コロナ騒動、まだまだ拡大していますね。
こういう状況ですから、鉄道会社の社員が感染する可能性もあります。列車を運転する乗務員や、指令室で列車運行を管理する指令員が感染した場合、列車運行に支障が出る可能性が指摘されているのは、みなさんご存知でしょう。
もちろん、運転士や指令員が感染したらヤバいのですが、実はそれ以外にも「感染者が出たらヤバい部署」は存在します。
車両基地で車両の検査を担当する社員です。
巷では「乗務員が感染したらヤバい」とばかり言われていますが、鉄道マンの私に言わせれば、車両検査の部署も感染者が出たら相当にヤバいです。
【前提知識】鉄道車両にも「車検」が存在する
車両検査の部署から感染者が出たら、なぜヤバいのか? まずは前提知識の話からさせてください。
自動車と同じように、鉄道車両にも車検が存在します。
人間の健康診断に、簡単なものから人間ドッグまでいろいろあるように、鉄道車両の検査にも数種類があります。簡単な目視や打音で済ませられる検査もあれば、車両をすべてバラしてしまう本格的な検査まであります。
会社によって多少呼び方が異なりますが、「仕業検査」「交検検査」「列車検査」「月検査」「重要部検査」「全般検査」などと呼ばれます。
さて、これらの各種検査を行うための基準は、「時間」または「走行距離」です。
- 時間 = ○日(○年)以内に一回
- 走行距離 = ○㎞走行する前に一回
もし、これらの検査基準を超過してしまうと、いわゆる車検切れの状態になってしまいます。
ぶっちゃけ、車検切れになっても、走らせようと思えば物理的には可能です。検査期限を超過したら車両が壊れるわけではないですから。

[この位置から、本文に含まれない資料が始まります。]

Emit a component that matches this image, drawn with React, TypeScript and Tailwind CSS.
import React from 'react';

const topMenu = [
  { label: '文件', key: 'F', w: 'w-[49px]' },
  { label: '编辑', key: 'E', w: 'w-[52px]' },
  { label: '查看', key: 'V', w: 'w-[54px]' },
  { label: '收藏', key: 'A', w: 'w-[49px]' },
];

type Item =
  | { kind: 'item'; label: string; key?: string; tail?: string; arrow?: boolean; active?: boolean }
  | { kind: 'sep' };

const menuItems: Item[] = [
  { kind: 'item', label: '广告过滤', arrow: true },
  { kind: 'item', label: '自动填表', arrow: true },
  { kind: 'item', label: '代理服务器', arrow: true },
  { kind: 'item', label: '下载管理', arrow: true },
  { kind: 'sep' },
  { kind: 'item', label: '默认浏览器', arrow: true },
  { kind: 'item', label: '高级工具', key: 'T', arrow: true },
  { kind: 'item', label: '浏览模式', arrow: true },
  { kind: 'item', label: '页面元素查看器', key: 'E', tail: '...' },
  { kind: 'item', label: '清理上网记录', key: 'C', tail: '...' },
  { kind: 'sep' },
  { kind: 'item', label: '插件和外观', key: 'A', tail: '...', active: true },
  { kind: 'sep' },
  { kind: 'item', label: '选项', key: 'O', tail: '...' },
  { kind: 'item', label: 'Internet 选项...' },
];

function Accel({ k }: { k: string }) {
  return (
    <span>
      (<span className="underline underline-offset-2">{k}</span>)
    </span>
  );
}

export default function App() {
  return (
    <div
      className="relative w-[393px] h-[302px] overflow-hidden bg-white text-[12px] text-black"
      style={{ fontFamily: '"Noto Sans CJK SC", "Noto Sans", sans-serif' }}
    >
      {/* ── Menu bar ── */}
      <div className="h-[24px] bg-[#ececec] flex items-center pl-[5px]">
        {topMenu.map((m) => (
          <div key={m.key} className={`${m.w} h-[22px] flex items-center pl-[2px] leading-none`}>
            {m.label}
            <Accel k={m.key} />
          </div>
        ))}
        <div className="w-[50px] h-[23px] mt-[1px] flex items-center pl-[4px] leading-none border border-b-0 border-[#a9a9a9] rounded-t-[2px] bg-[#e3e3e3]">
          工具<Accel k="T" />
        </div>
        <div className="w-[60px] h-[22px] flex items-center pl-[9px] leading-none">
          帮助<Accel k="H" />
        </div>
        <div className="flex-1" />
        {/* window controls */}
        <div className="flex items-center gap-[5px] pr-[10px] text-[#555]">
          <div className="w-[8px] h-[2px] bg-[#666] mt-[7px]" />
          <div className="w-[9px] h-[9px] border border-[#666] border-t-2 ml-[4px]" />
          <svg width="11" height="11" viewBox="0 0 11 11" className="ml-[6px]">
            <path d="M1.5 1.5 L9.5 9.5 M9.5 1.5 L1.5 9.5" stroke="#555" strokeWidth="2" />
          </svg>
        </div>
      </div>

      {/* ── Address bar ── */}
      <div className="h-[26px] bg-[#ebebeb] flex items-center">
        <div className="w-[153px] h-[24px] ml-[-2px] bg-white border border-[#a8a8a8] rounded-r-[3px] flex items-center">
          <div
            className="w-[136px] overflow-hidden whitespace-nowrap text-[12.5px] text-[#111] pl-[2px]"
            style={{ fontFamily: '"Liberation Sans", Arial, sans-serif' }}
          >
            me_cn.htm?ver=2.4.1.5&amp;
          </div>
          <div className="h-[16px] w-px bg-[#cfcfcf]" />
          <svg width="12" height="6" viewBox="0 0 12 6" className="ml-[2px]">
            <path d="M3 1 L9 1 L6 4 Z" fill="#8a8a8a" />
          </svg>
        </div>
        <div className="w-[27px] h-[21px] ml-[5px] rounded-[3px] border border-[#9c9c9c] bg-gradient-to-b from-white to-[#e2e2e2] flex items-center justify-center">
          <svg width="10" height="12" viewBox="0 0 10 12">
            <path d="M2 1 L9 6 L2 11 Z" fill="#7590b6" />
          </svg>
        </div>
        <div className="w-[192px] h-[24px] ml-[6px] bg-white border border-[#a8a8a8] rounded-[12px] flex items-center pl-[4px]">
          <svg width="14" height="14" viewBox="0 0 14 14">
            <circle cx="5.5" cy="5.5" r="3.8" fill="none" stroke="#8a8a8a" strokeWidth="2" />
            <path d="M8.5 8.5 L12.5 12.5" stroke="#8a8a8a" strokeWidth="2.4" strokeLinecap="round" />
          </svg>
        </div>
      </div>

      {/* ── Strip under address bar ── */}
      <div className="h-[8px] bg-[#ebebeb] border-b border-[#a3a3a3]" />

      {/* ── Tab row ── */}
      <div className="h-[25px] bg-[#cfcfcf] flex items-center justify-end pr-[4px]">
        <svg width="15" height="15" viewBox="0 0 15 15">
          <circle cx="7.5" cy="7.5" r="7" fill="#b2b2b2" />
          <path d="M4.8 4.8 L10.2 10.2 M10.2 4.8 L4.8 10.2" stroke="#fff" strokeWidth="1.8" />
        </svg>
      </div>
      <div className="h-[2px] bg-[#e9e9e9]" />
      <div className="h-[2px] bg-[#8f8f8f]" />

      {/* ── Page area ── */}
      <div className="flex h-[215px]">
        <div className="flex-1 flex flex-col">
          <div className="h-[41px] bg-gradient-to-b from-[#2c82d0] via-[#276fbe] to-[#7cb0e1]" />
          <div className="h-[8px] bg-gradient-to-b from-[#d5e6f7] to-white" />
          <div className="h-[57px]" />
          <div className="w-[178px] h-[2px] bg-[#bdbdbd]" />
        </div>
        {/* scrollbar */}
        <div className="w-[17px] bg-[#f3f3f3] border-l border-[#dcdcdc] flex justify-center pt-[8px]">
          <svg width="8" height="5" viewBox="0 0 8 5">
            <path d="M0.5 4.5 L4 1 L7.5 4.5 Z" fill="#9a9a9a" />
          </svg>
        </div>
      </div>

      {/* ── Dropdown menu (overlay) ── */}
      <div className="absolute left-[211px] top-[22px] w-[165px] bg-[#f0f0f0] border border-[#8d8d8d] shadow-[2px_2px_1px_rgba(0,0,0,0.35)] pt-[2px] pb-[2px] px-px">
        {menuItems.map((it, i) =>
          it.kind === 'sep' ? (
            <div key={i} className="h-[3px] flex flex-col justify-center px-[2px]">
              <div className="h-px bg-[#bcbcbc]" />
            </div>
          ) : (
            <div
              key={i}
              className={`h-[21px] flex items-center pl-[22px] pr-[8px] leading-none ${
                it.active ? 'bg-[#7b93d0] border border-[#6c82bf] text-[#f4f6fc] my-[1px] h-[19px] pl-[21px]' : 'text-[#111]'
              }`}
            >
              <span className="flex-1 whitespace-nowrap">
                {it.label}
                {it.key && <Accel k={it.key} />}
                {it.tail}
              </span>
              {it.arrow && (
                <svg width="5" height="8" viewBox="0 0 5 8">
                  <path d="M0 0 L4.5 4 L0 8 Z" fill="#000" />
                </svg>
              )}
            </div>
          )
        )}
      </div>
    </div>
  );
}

しかし、検査基準というものは、鉄道車両の安全を守るために定められたルール。車検切れの車両を走らせることは、安全面から言えばNGです。
検査の社員が感染したら車両が「車検切れ」になる!
さて、コロナの話はここから。
コロナウイルス、一人が感染すると、同じ場所で働く他の社員も“道連れ”で自宅待機になってしまいますよね。
コロナの潜伏期間は、最長で約2週間といわれています。つまり、感染していないかどうかを見極めるため、および感染していた場合に周囲を巻き込まないためには、約2週間の隔離が必要です。
もし車両検査の社員が一人感染すると、同じ車両基地で働く社員たちが、約2週間の自宅待機になります。そしてここが重要なのですが、さきほど紹介したいろいろな検査の中には、実は、検査周期が2週間よりも短いものが存在します。
つまり、約2週間、車両検査をする人がいなくなると、車検切れの車両が出てくることが避けられません。車両を動かすことができなければ、列車の運行が止まってしまう……。
これが考えられる最悪のシナリオです。
中小の鉄道会社は深刻な問題になりうる
JRなどの大手鉄道会社は車両基地が複数あるので、一つの車両基地がダメになっても、他の車両基地に検査を回すことが物理的には可能です。ですから、最悪の事態だけは回避できるかもしれません。
問題は中小の鉄道会社。
中小の鉄道会社は、車両基地および車両検査の担当部署が一つしかないことが普通です。そのため、コロナのせいで車両検査の社員が自宅待機になると、車両検査については完全にお手上げになってしまいます。「車両が使えないため全線で運休」という事態が発生するかもしれません。
うーん、実際に感染者が出た場合、中小の鉄道会社はどう対応するんだろうか……。正直、自分にはまったく策が思いつきません。感染者が出ないことを祈るのみです。